# SUPPLIED MATERIAL
* * * * *
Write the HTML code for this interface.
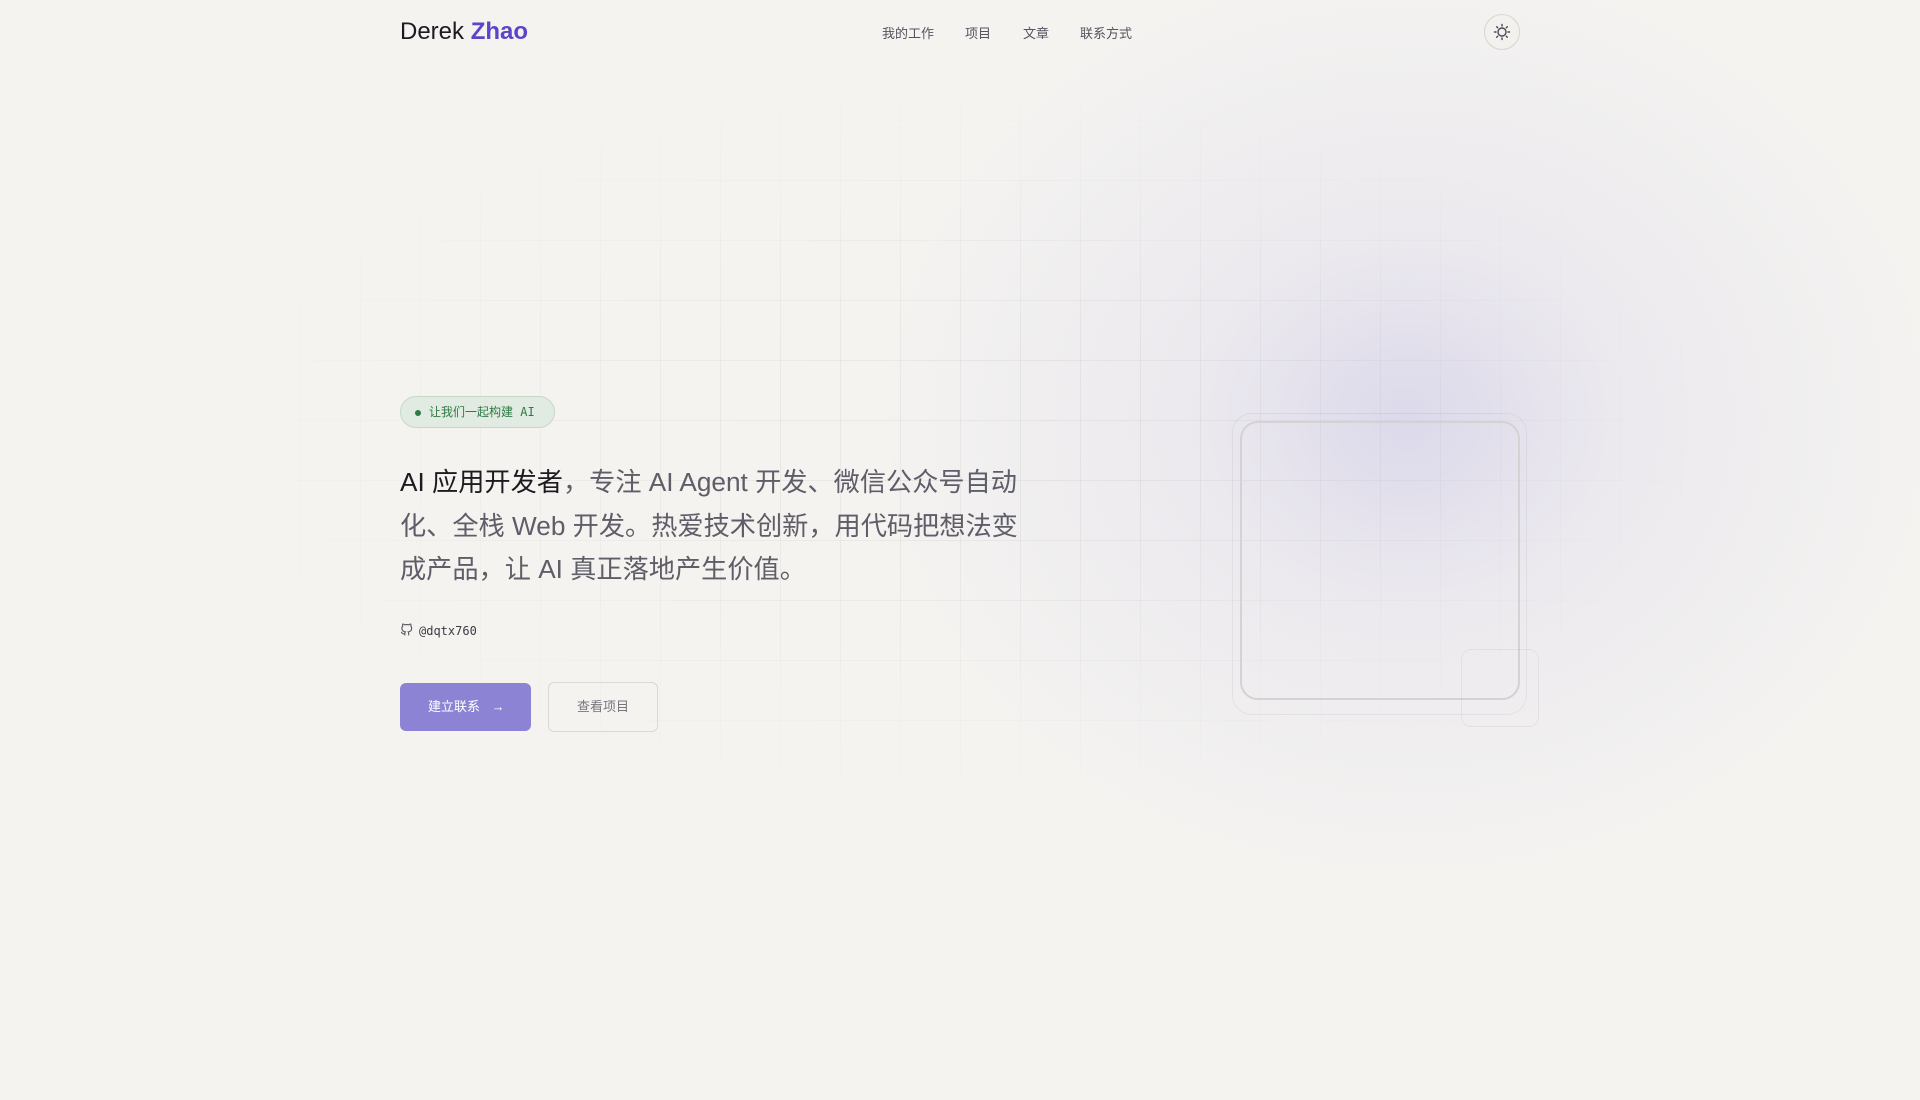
<!DOCTYPE html>
<html><head><meta charset="utf-8"><style>
*{margin:0;padding:0;box-sizing:border-box}
body{width:1920px;height:1080px;background:#f4f3f0;position:relative;overflow:hidden;font-family:"Liberation Sans","Noto Sans CJK SC",sans-serif}
.glow{position:absolute;left:780px;top:-150px;width:1260px;height:1250px;background:radial-gradient(ellipse 530px 460px at 628px 570px,rgba(200,195,230,.55) 0%,rgba(220,215,235,.35) 40%,rgba(244,243,240,0) 100%)}
.grid{position:absolute;left:0;top:0;width:1920px;height:1080px;background-image:linear-gradient(to right,rgba(0,0,0,.045) 1px,transparent 1px),linear-gradient(to bottom,rgba(0,0,0,.045) 1px,transparent 1px);background-size:60px 60px;-webkit-mask-image:radial-gradient(ellipse 800px 380px at 960px 440px,#000 25%,transparent 100%);mask-image:radial-gradient(ellipse 800px 380px at 960px 440px,#000 25%,transparent 100%)}
.logo{position:absolute;left:400px;top:18px;font-size:24px;color:#1c1b22}
.logo b{color:#5b46c9}
.nav{position:absolute;top:23px;font-size:13px;color:#55535e}
.theme{position:absolute;left:1484px;top:14px;width:36px;height:36px;border-radius:50%;border:1px solid #d8d5cc;background:#f2f1ee}
.badge{position:absolute;left:400px;top:396px;width:155px;height:32px;border-radius:16px;background:#e1ebe2;border:1px solid #c5d8c8;font-family:"DejaVu Sans Mono","Noto Sans CJK SC",monospace;font-size:12px;color:#2e7a45;line-height:30px;padding-left:28px}
.badge:before{content:"";position:absolute;left:14px;top:13px;width:6px;height:6px;border-radius:50%;background:#2e7a45}
.h{position:absolute;left:400px;top:461px;font-size:26.2px;line-height:43.5px;color:#5f5d68;white-space:nowrap}
.h span{color:#1c1b22}
.gh{position:absolute;left:400px;top:623px;font-family:"DejaVu Sans Mono",monospace;font-size:12px;color:#3c3a44}
.b1{position:absolute;left:400px;top:683px;width:131px;height:48px;border-radius:6px;background:#8d83d4;color:#fff;font-size:13px;line-height:48px;padding-left:28px}
.b2{position:absolute;left:548px;top:682px;width:110px;height:50px;border-radius:6px;border:1px solid #dcd9d3;color:#77757e;font-size:13px;line-height:48px;text-align:center}
.box{position:absolute;left:1240px;top:421px;width:280px;height:279px;border:2px solid #d4d2d2;border-radius:18px}
.box2{position:absolute;left:1232px;top:413px;width:295px;height:302px;border:1px solid rgba(0,0,0,.05);border-radius:20px}
.box3{position:absolute;left:1461px;top:649px;width:78px;height:78px;border:1px solid rgba(0,0,0,.05);border-radius:10px}
</style></head><body>
<div class="glow"></div><div class="grid"></div>
<div class="logo">Derek <b>Zhao</b></div>
<div class="nav" style="left:882px">我的工作</div>
<div class="nav" style="left:965px">项目</div>
<div class="nav" style="left:1023px">文章</div>
<div class="nav" style="left:1080px">联系方式</div>
<div class="theme"><svg width="34" height="34" viewBox="0 0 34 34" fill="none" stroke="#4a4852" stroke-width="1.4" stroke-linecap="round"><circle cx="17" cy="17" r="4"/><path d="M17 9.5v1.5M17 23v1.5M9.5 17h1.5M23 17h1.5M11.7 11.7l1 1M21.3 21.3l1 1M11.7 22.3l1-1M21.3 12.7l1-1"/></svg></div>
<div class="badge">让我们一起构建 AI</div>
<div class="h"><span>AI 应用开发者</span>，专注 AI Agent 开发、微信公众号自动<br>化、全栈 Web 开发。热爱技术创新，用代码把想法变<br>成产品，让 AI 真正落地产生价值。</div>
<div class="gh"><svg width="13" height="14" viewBox="0 0 24 24" fill="none" stroke="#55535e" stroke-width="2" style="vertical-align:-2px;margin-right:6px"><path d="M9 19c-5 1.5-5-2.5-7-3m14 6v-3.9a3.4 3.4 0 0 0-.9-2.6c3.1-.3 6.4-1.5 6.4-7A5.4 5.4 0 0 0 20 4.8 5 5 0 0 0 19.9 1S18.7.7 16 2.5a13.4 13.4 0 0 0-7 0C6.3.7 5.1 1 5.1 1A5 5 0 0 0 5 4.8a5.4 5.4 0 0 0-1.5 3.7c0 5.4 3.3 6.6 6.4 7A3.4 3.4 0 0 0 9 18.1V22"/></svg>@dqtx760</div>
<div class="b1">建立联系 <span style="margin-left:8px">→</span></div>
<div class="b2">查看项目</div>
<div class="box2"></div><div class="box"></div><div class="box3"></div>
</body></html>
* * * * *
# AIM OF THE EXERCISE
Omit any images, then output the listing exactly.

# WRITTEN REPLY
Write the HTML code for this interface.
<!DOCTYPE html>
<html><head><meta charset="utf-8"><style>
*{margin:0;padding:0;box-sizing:border-box}
body{width:1920px;height:1080px;background:#f4f3f0;position:relative;overflow:hidden;font-family:"Liberation Sans","Noto Sans CJK SC",sans-serif}
.glow{position:absolute;left:780px;top:-150px;width:1260px;height:1250px;background:radial-gradient(ellipse 530px 460px at 628px 570px,rgba(200,195,230,.55) 0%,rgba(220,215,235,.35) 40%,rgba(244,243,240,0) 100%)}
.grid{position:absolute;left:0;top:0;width:1920px;height:1080px;background-image:linear-gradient(to right,rgba(0,0,0,.045) 1px,transparent 1px),linear-gradient(to bottom,rgba(0,0,0,.045) 1px,transparent 1px);background-size:60px 60px;-webkit-mask-image:radial-gradient(ellipse 800px 380px at 960px 440px,#000 25%,transparent 100%);mask-image:radial-gradient(ellipse 800px 380px at 960px 440px,#000 25%,transparent 100%)}
.logo{position:absolute;left:400px;top:18px;font-size:24px;color:#1c1b22}
.logo b{color:#5b46c9}
.nav{position:absolute;top:23px;font-size:13px;color:#55535e}
.theme{position:absolute;left:1484px;top:14px;width:36px;height:36px;border-radius:50%;border:1px solid #d8d5cc;background:#f2f1ee}
.badge{position:absolute;left:400px;top:396px;width:155px;height:32px;border-radius:16px;background:#e1ebe2;border:1px solid #c5d8c8;font-family:"DejaVu Sans Mono","Noto Sans CJK SC",monospace;font-size:12px;color:#2e7a45;line-height:30px;padding-left:28px}
.badge:before{content:"";position:absolute;left:14px;top:13px;width:6px;height:6px;border-radius:50%;background:#2e7a45}
.h{position:absolute;left:400px;top:461px;font-size:26.2px;line-height:43.5px;color:#5f5d68;white-space:nowrap}
.h span{color:#1c1b22}
.gh{position:absolute;left:400px;top:623px;font-family:"DejaVu Sans Mono",monospace;font-size:12px;color:#3c3a44}
.b1{position:absolute;left:400px;top:683px;width:131px;height:48px;border-radius:6px;background:#8d83d4;color:#fff;font-size:13px;line-height:48px;padding-left:28px}
.b2{position:absolute;left:548px;top:682px;width:110px;height:50px;border-radius:6px;border:1px solid #dcd9d3;color:#77757e;font-size:13px;line-height:48px;text-align:center}
.box{position:absolute;left:1240px;top:421px;width:280px;height:279px;border:2px solid #d4d2d2;border-radius:18px}
.box2{position:absolute;left:1232px;top:413px;width:295px;height:302px;border:1px solid rgba(0,0,0,.05);border-radius:20px}
.box3{position:absolute;left:1461px;top:649px;width:78px;height:78px;border:1px solid rgba(0,0,0,.05);border-radius:10px}
</style></head><body>
<div class="glow"></div><div class="grid"></div>
<div class="logo">Derek <b>Zhao</b></div>
<div class="nav" style="left:882px">我的工作</div>
<div class="nav" style="left:965px">项目</div>
<div class="nav" style="left:1023px">文章</div>
<div class="nav" style="left:1080px">联系方式</div>
<div class="theme"><svg width="34" height="34" viewBox="0 0 34 34" fill="none" stroke="#4a4852" stroke-width="1.4" stroke-linecap="round"><circle cx="17" cy="17" r="4"/><path d="M17 9.5v1.5M17 23v1.5M9.5 17h1.5M23 17h1.5M11.7 11.7l1 1M21.3 21.3l1 1M11.7 22.3l1-1M21.3 12.7l1-1"/></svg></div>
<div class="badge">让我们一起构建 AI</div>
<div class="h"><span>AI 应用开发者</span>，专注 AI Agent 开发、微信公众号自动<br>化、全栈 Web 开发。热爱技术创新，用代码把想法变<br>成产品，让 AI 真正落地产生价值。</div>
<div class="gh"><svg width="13" height="14" viewBox="0 0 24 24" fill="none" stroke="#55535e" stroke-width="2" style="vertical-align:-2px;margin-right:6px"><path d="M9 19c-5 1.5-5-2.5-7-3m14 6v-3.9a3.4 3.4 0 0 0-.9-2.6c3.1-.3 6.4-1.5 6.4-7A5.4 5.4 0 0 0 20 4.8 5 5 0 0 0 19.9 1S18.7.7 16 2.5a13.4 13.4 0 0 0-7 0C6.3.7 5.1 1 5.1 1A5 5 0 0 0 5 4.8a5.4 5.4 0 0 0-1.5 3.7c0 5.4 3.3 6.6 6.4 7A3.4 3.4 0 0 0 9 18.1V22"/></svg>@dqtx760</div>
<div class="b1">建立联系 <span style="margin-left:8px">→</span></div>
<div class="b2">查看项目</div>
<div class="box2"></div><div class="box"></div><div class="box3"></div>
</body></html>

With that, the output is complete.